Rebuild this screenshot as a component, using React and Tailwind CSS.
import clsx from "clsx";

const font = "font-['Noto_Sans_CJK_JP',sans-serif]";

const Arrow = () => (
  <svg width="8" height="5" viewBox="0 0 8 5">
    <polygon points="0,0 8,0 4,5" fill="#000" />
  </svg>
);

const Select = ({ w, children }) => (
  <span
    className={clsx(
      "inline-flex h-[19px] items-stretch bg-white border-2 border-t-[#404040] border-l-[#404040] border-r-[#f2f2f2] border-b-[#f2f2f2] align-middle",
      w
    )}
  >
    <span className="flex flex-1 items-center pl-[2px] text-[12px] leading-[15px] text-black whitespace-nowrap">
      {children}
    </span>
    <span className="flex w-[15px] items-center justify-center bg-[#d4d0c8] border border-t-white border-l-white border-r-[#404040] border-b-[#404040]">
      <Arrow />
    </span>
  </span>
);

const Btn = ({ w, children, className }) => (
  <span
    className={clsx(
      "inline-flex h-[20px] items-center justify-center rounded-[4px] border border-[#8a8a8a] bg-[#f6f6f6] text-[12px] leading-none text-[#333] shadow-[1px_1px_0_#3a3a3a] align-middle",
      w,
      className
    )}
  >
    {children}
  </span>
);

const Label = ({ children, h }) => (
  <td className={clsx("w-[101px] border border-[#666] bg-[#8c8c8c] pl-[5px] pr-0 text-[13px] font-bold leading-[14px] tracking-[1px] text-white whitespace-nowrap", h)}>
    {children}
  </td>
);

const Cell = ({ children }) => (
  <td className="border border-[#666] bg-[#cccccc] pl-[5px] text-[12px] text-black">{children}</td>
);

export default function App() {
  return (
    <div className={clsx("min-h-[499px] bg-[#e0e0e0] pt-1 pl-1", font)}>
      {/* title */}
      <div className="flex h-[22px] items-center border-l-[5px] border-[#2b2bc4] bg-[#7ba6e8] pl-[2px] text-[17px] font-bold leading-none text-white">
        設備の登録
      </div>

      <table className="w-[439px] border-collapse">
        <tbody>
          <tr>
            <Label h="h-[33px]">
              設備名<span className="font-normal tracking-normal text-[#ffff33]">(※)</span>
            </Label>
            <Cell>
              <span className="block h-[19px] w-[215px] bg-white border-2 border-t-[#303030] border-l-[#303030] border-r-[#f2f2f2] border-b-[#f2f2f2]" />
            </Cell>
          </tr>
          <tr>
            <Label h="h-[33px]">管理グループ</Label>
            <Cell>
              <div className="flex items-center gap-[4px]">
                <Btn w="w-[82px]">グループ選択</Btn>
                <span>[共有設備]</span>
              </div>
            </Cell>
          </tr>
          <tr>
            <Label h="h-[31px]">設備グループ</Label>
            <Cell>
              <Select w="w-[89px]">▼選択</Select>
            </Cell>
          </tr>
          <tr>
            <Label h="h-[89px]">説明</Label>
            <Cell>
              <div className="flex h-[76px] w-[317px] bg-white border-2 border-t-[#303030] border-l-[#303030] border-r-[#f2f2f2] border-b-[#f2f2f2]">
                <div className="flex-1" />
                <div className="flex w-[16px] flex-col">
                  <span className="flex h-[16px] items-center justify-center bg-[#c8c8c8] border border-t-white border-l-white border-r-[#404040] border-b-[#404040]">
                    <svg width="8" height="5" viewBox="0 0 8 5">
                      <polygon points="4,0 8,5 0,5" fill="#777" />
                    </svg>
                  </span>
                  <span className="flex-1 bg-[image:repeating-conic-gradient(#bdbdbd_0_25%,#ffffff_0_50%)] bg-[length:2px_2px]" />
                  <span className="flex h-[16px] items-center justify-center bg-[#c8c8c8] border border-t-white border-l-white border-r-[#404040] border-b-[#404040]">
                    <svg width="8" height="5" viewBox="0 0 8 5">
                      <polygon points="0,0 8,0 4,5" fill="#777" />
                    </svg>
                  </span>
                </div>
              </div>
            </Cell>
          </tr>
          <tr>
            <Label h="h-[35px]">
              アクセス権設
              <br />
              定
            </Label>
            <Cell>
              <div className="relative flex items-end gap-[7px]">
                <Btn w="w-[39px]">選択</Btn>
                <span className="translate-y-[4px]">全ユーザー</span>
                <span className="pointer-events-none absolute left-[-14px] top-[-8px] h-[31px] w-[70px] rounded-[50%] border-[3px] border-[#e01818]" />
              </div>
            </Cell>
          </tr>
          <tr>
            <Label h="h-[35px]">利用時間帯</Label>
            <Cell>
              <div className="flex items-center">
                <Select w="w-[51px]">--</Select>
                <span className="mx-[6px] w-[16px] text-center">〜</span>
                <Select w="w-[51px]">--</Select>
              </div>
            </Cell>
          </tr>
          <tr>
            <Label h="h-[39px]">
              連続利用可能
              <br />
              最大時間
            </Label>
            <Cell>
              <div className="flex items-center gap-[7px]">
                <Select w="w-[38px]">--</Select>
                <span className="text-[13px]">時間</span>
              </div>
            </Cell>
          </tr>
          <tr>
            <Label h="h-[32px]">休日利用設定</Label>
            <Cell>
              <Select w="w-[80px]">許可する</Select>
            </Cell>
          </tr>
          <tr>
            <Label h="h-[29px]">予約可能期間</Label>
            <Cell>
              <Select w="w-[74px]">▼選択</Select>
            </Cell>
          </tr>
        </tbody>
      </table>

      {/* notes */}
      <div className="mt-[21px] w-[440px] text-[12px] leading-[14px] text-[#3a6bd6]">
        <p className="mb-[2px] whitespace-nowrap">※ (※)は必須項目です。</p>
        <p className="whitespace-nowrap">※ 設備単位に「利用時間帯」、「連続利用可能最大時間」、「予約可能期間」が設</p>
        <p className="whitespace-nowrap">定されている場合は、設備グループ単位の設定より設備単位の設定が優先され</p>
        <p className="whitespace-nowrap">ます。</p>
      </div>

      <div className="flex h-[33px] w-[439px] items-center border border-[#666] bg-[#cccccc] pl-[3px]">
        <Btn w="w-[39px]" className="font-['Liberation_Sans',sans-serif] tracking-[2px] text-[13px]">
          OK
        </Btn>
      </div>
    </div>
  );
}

· · ·

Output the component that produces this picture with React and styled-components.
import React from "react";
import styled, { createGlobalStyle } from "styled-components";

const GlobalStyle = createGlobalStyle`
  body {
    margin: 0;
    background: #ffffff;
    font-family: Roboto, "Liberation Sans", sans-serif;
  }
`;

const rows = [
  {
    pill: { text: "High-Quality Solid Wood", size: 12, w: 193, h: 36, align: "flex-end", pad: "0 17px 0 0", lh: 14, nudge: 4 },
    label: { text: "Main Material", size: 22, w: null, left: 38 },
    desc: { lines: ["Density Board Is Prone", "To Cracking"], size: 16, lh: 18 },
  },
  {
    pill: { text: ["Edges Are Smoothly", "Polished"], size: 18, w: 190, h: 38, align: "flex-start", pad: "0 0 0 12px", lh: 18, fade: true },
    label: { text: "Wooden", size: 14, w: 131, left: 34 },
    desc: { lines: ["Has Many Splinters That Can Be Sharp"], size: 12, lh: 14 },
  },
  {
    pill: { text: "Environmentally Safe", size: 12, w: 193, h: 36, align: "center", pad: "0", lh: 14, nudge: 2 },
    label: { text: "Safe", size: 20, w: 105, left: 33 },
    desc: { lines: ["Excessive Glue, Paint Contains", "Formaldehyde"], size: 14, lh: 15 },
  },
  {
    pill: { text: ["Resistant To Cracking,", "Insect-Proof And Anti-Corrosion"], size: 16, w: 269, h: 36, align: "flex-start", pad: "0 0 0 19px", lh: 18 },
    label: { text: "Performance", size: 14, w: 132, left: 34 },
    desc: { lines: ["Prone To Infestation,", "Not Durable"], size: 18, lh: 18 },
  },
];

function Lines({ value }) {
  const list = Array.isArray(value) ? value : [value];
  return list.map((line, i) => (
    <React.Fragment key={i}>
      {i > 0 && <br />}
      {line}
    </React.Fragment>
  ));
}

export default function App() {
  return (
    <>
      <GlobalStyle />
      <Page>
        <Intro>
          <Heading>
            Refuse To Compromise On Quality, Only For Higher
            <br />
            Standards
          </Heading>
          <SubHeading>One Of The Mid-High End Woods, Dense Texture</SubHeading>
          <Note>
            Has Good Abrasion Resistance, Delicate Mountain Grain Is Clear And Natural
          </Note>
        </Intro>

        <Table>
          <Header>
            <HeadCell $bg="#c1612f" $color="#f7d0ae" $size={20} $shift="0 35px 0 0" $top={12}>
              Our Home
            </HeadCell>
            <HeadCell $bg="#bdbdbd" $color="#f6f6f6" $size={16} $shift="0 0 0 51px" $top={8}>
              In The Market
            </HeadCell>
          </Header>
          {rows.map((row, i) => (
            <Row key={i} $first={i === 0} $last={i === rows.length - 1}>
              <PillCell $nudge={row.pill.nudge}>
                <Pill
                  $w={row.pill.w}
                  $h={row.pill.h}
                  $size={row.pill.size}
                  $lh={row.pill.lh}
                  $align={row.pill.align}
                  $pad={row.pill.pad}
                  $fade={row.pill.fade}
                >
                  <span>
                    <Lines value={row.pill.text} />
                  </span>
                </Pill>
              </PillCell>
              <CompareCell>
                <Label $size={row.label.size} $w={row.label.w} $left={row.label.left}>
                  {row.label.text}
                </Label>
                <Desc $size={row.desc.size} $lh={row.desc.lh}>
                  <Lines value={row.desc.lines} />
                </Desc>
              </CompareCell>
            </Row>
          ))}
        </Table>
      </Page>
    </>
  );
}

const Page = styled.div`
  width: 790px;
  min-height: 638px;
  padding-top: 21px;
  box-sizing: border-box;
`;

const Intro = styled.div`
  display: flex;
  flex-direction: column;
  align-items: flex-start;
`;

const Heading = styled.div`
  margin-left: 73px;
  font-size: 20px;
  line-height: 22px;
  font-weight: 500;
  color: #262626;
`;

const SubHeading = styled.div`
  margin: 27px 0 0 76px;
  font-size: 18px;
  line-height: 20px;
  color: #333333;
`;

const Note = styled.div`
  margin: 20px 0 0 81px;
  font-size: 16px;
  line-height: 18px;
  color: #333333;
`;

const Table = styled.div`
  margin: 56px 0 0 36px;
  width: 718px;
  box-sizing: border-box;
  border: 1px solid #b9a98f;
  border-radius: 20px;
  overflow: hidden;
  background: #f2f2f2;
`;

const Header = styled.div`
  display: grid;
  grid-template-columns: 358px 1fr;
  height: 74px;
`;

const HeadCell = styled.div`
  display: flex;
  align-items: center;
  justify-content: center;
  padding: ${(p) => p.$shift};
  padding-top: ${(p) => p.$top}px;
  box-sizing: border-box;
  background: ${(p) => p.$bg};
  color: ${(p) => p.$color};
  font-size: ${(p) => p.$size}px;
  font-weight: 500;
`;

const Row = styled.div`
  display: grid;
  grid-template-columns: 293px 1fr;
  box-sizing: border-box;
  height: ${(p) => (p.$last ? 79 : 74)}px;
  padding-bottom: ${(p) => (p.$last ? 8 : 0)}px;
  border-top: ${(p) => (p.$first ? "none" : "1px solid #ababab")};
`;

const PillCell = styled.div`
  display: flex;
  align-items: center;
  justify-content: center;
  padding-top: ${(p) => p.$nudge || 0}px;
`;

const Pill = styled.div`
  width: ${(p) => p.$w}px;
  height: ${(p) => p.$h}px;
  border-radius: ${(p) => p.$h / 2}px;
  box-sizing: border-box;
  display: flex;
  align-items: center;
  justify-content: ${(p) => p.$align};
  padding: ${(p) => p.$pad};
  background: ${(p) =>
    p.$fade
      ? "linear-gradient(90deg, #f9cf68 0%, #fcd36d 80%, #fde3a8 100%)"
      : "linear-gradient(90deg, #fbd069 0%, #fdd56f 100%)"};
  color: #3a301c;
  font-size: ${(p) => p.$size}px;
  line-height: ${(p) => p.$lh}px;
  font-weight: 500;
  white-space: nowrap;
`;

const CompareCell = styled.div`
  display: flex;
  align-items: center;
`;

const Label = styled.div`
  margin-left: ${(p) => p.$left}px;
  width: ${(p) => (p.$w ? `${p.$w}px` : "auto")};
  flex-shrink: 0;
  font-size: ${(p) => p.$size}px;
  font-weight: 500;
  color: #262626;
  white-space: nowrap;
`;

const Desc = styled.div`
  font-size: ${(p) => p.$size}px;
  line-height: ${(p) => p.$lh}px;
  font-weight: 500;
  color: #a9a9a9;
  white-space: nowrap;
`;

· · ·

- _Task statement_: From the material given, work out how many lines hold the string "components"; state that number and nothing further.

- _Correct output_: 2